Readings Sized Medium

The four of us had very differing experiences with our readings, except for MaryBeth and Colleen who both had Kat as a reader through the hotel. She was specific in a scary way about their husbands, kids, finances, spin classes, etc.

Torre, my medium, arrived to the hotel out of breath and had to catch it for 15 minutes. She told me she had been healing all day and looked worn-out by the effort. I listened to a little commercial about her upcoming Halloween witches event at the hotel. I had read that she does events at Universal Studios, so I was expecting some drama.

Her visions and communications with those “on the other side” were general. Some I could have made fit into what has been going on in my life. I did not ever feel she was inauthentic, although I did at one point think I should terminate.

There was a genuine goose-bump moment when she connected with a deceased friend, but then again she was general, and I made a connection myself. She asked if there was anything or anyone I wanted to know about, but I was more or less testing what she could tell me.

For instance, she asked me my birthdate. Shouldn’t she know that, I wondered?

Her takeaway message was that I was going to have a big change within a month. And the cards (she did use cards and palms) showed a new romance. I am happily married, FYI.
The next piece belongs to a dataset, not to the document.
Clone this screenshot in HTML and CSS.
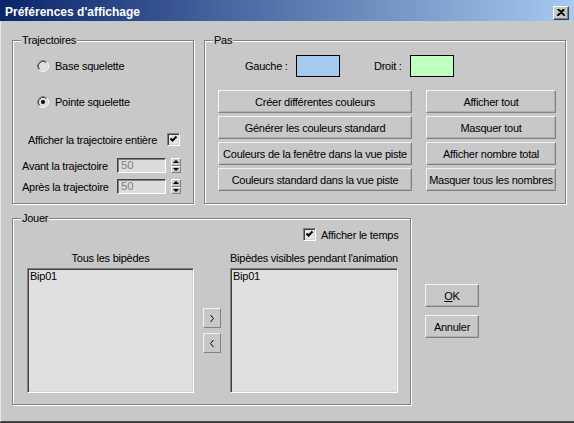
FILE: index.html
```html
<!DOCTYPE html>
<html lang="fr">
<head>
<meta charset="utf-8">
<title>Préférences d'affichage</title>
<link rel="stylesheet" href="styles.css">
</head>
<body>
<div class="window">
  <div class="titlebar">
    <span class="title">Préférences d'affichage</span>
    <button class="close" aria-label="Fermer">
      <svg width="8" height="7" viewBox="0 0 8 7"><path d="M0.5 0 L7.5 7 M1.5 0 L8 6.5 M0 6.5 L6.5 0 M1 7 L7.5 0.5" stroke="#000" stroke-width="1.1" fill="none"/></svg>
    </button>
  </div>
  <div class="content">
    <div class="top-row">
      <div class="group traj">
        <span class="legend">Trajectoires</span>
        <div class="radio-row r1">
          <svg class="radio" width="12" height="12" viewBox="0 0 12 12">
            <circle cx="6" cy="6" r="5" fill="#e0e0e0"/>
            <path d="M2.11 9.89 A5.5 5.5 0 0 1 9.89 2.11" stroke="#808080" fill="none"/>
            <path d="M9.89 2.11 A5.5 5.5 0 0 1 2.11 9.89" stroke="#fff" fill="none"/>
            <path d="M2.82 9.18 A4.5 4.5 0 0 1 9.18 2.82" stroke="#404040" fill="none"/>
            <path d="M9.18 2.82 A4.5 4.5 0 0 1 2.82 9.18" stroke="#d8d8d8" fill="none"/>
          </svg>
          <span>Base squelette</span>
        </div>
        <div class="radio-row r2">
          <svg class="radio" width="12" height="12" viewBox="0 0 12 12">
            <circle cx="6" cy="6" r="5" fill="#e0e0e0"/>
            <path d="M2.11 9.89 A5.5 5.5 0 0 1 9.89 2.11" stroke="#808080" fill="none"/>
            <path d="M9.89 2.11 A5.5 5.5 0 0 1 2.11 9.89" stroke="#fff" fill="none"/>
            <path d="M2.82 9.18 A4.5 4.5 0 0 1 9.18 2.82" stroke="#404040" fill="none"/>
            <path d="M9.18 2.82 A4.5 4.5 0 0 1 2.82 9.18" stroke="#d8d8d8" fill="none"/>
            <circle cx="6" cy="6" r="2" fill="#000"/>
          </svg>
          <span>Pointe squelette</span>
        </div>
        <div class="check-row full">
          <span>Afficher la trajectoire entière</span>
          <span class="checkbox"><svg width="9" height="9" viewBox="0 0 9 9"><path d="M1.5 3.5 L3.5 5.5 L7.5 1.5" stroke="#000" stroke-width="2" fill="none"/></svg></span>
        </div>
        <div class="spin-row avant">
          <span class="spin-label">Avant la trajectoire</span>
          <span class="field">50</span>
          <span class="spinner"><span class="up"></span><span class="down"></span></span>
        </div>
        <div class="spin-row apres">
          <span class="spin-label">Après la trajectoire</span>
          <span class="field">50</span>
          <span class="spinner"><span class="up"></span><span class="down"></span></span>
        </div>
      </div>
      <div class="group pas">
        <span class="legend">Pas</span>
        <div class="colors">
          <span class="lbl-g">Gauche :</span>
          <span class="swatch blue"></span>
          <span class="lbl-d">Droit :</span>
          <span class="swatch green"></span>
        </div>
        <div class="btn-grid">
          <button class="btn">Créer différentes couleurs</button>
          <button class="btn">Afficher tout</button>
          <button class="btn">Générer les couleurs standard</button>
          <button class="btn">Masquer tout</button>
          <button class="btn">Couleurs de la fenêtre dans la vue piste</button>
          <button class="btn">Afficher nombre total</button>
          <button class="btn">Couleurs standard dans la vue piste</button>
          <button class="btn">Masquer tous les nombres</button>
        </div>
      </div>
    </div>
    <div class="bottom-row">
      <div class="group jouer">
        <span class="legend">Jouer</span>
        <div class="check-row temps">
          <span class="checkbox"><svg width="9" height="9" viewBox="0 0 9 9"><path d="M1.5 3.5 L3.5 5.5 L7.5 1.5" stroke="#000" stroke-width="2" fill="none"/></svg></span>
          <span>Afficher le temps</span>
        </div>
        <div class="lists">
          <span class="list-label">Tous les bipèdes</span>
          <span></span>
          <span class="list-label">Bipèdes visibles pendant l'animation</span>
          <div class="listbox"><div class="item">Bip01</div></div>
          <div class="arrows">
            <button class="arrow" aria-label="Ajouter"><svg width="4" height="7" viewBox="0 0 4 7"><path d="M0.5 0 L3.5 3.5 L0.5 7" stroke="#000" fill="none"/></svg></button>
            <button class="arrow" aria-label="Retirer"><svg width="4" height="7" viewBox="0 0 4 7"><path d="M3.5 0 L0.5 3.5 L3.5 7" stroke="#000" fill="none"/></svg></button>
          </div>
          <div class="listbox"><div class="item">Bip01</div></div>
        </div>
      </div>
      <div class="dialog-btns">
        <button class="btn"><u>O</u>K</button>
        <button class="btn">Annuler</button>
      </div>
    </div>
  </div>
</div>
</body>
</html>
```

FILE: styles.css
```css
* { box-sizing: border-box; }
body {
  margin: 0;
  background: #303030;
  font-family: "Liberation Sans", Arial, sans-serif;
  font-size: 11px;
  letter-spacing: -0.25px;
  color: #000;
}
.window {
  width: 574px;
  height: 422px;
  background: #c8c8c8;
  border-left: 1px solid #e6e6e6;
  border-bottom: 1px solid #505050;
  display: flex;
  flex-direction: column;
}
.titlebar {
  height: 21px;
  margin-left: -1px;
  padding: 2px 5px 0 5px;
  background: linear-gradient(to right, #0a246a, #a6caf0);
  display: flex;
  align-items: center;
  justify-content: space-between;
}
.title {
  color: #fff;
  font-weight: bold;
  font-size: 12px;
  line-height: 14px;
  letter-spacing: 0;
}
.close {
  width: 16px;
  height: 14px;
  padding: 0;
  margin-top: 2px;
  background: #c8c8c8;
  border: 1px solid;
  border-color: #fff #404040 #404040 #fff;
  box-shadow: inset -1px -1px 0 #808080;
  display: flex;
  align-items: center;
  justify-content: center;
}
.content {
  padding: 19px 0 0 11px;
}
.top-row { display: flex; gap: 10px; }
.group {
  position: relative;
  border: 1px solid #808080;
  box-shadow: inset 1px 1px 0 #fff, 1px 1px 0 #fff;
  display: flex;
  flex-direction: column;
}
.legend {
  position: absolute;
  top: -7px;
  left: 8px;
  padding: 0 1px;
  line-height: 13px;
  background: #c8c8c8;
}
.traj { width: 182px; height: 164px; }
.pas { width: 362px; height: 164px; }

.radio-row {
  display: flex;
  align-items: center;
  gap: 6px;
  height: 13px;
  padding-left: 24px;
}
.r1 { margin-top: 18px; }
.r2 { margin-top: 23px; }
.check-row {
  display: flex;
  align-items: center;
  height: 13px;
}
.full {
  margin-top: 25px;
  padding: 0 13px 0 15px;
  justify-content: space-between;
}
.checkbox {
  width: 13px;
  height: 13px;
  flex: none;
  background: #e4e4e4;
  border: 1px solid;
  border-color: #808080 #fff #fff #808080;
  box-shadow: inset 1px 1px 0 #404040, inset -1px -1px 0 #d4d4d4;
  display: flex;
  align-items: center;
  justify-content: center;
}
.spin-row {
  display: flex;
  align-items: center;
  height: 15px;
  padding-left: 9px;
}
.avant { margin-top: 12px; }
.apres { margin-top: 6px; }
.spin-label { width: 95px; }
.field {
  width: 49px;
  height: 15px;
  padding: 0 3px;
  line-height: 13px;
  color: #808080;
  font-size: 11.5px;
  background: #dcdcdc;
  border: 1px solid;
  border-color: #404040 #fff #fff #404040;
  box-shadow: inset 1px 1px 0 #808080;
}
.spinner {
  width: 10px;
  height: 15px;
  margin-left: 5px;
  display: flex;
  flex-direction: column;
}
.spinner span {
  flex: 1;
  border: 1px solid;
  border-color: #fff #808080 #808080 #fff;
  display: flex;
  align-items: center;
  justify-content: center;
}
.spinner .up::after {
  content: "";
  border-left: 3px solid transparent;
  border-right: 3px solid transparent;
  border-bottom: 3px solid #000;
}
.spinner .down::after {
  content: "";
  border-left: 3px solid transparent;
  border-right: 3px solid transparent;
  border-top: 3px solid #000;
}

.colors {
  display: flex;
  align-items: center;
  margin-top: 14px;
  padding-left: 40px;
  height: 22px;
}
.lbl-g { width: 51px; }
.lbl-d { width: 36px; margin-left: 34px; }
.swatch {
  width: 44px;
  height: 22px;
  border: 1px solid #000;
}
.blue { background: #a6caf0; }
.green { background: #c0ffc0; }
.btn-grid {
  margin-top: 13px;
  padding-left: 13px;
  display: grid;
  grid-template-columns: 194px 130px;
  grid-auto-rows: 23px;
  column-gap: 14px;
  row-gap: 3px;
}
.btn {
  font: inherit;
  letter-spacing: inherit;
  white-space: nowrap;
  color: #000;
  padding: 0;
  background: #c8c8c8;
  border: 1px solid;
  border-color: #f4f4f4 #808080 #808080 #f4f4f4;
  box-shadow: inset -1px -1px 0 #b0b0b0;
}

.bottom-row { display: flex; margin-top: 14px; }
.jouer { width: 399px; height: 187px; }
.temps {
  margin-top: 9px;
  padding-left: 290px;
  gap: 5px;
}
.lists {
  margin-top: 11px;
  padding-left: 14px;
  display: grid;
  grid-template-columns: 167px 18px 168px;
  grid-template-rows: 13px 125px;
  column-gap: 9px;
  row-gap: 3px;
}
.list-label {
  text-align: center;
  line-height: 13px;
  white-space: nowrap;
}
.listbox {
  background: #e0e0e0;
  border: 1px solid;
  border-color: #808080 #fff #fff #808080;
  box-shadow: inset 1px 1px 0 #404040, inset -1px -1px 0 #d4d4d4;
  padding: 1px 2px;
}
.item { line-height: 13px; }
.arrows {
  display: flex;
  flex-direction: column;
  gap: 5px;
  padding-top: 40px;
}
.arrow {
  width: 18px;
  height: 20px;
  padding: 0;
  background: #c8c8c8;
  border: 1px solid;
  border-color: #f4f4f4 #808080 #808080 #f4f4f4;
  display: flex;
  align-items: center;
  justify-content: center;
}
.dialog-btns {
  margin-left: 14px;
  padding-top: 66px;
  display: flex;
  flex-direction: column;
  gap: 8px;
}
.dialog-btns .btn { width: 54px; height: 23px; }
```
My third friend, Karyn, had a similar experience inside the camp, as if the mediums were just a little too tired to focus? (Kat was younger, although heaven forbid me for seeming ageist.) I don’t know. What I do know is that we’re already planning a trip back for a séance, a new bucket list item I’d never have guessed. And that I think this is the real thing going on in Cassadaga, Florida.

Stay long enough and you might meet some of the folks of a paranormal variety. Lilian told us stories of encounters and pictures of orbs (spirit presences) from even casual visitors. If your experience in Cassadaga doesn’t quite reach paranormal, it’s guaranteed to dwell on the far side of a normal day in Florida.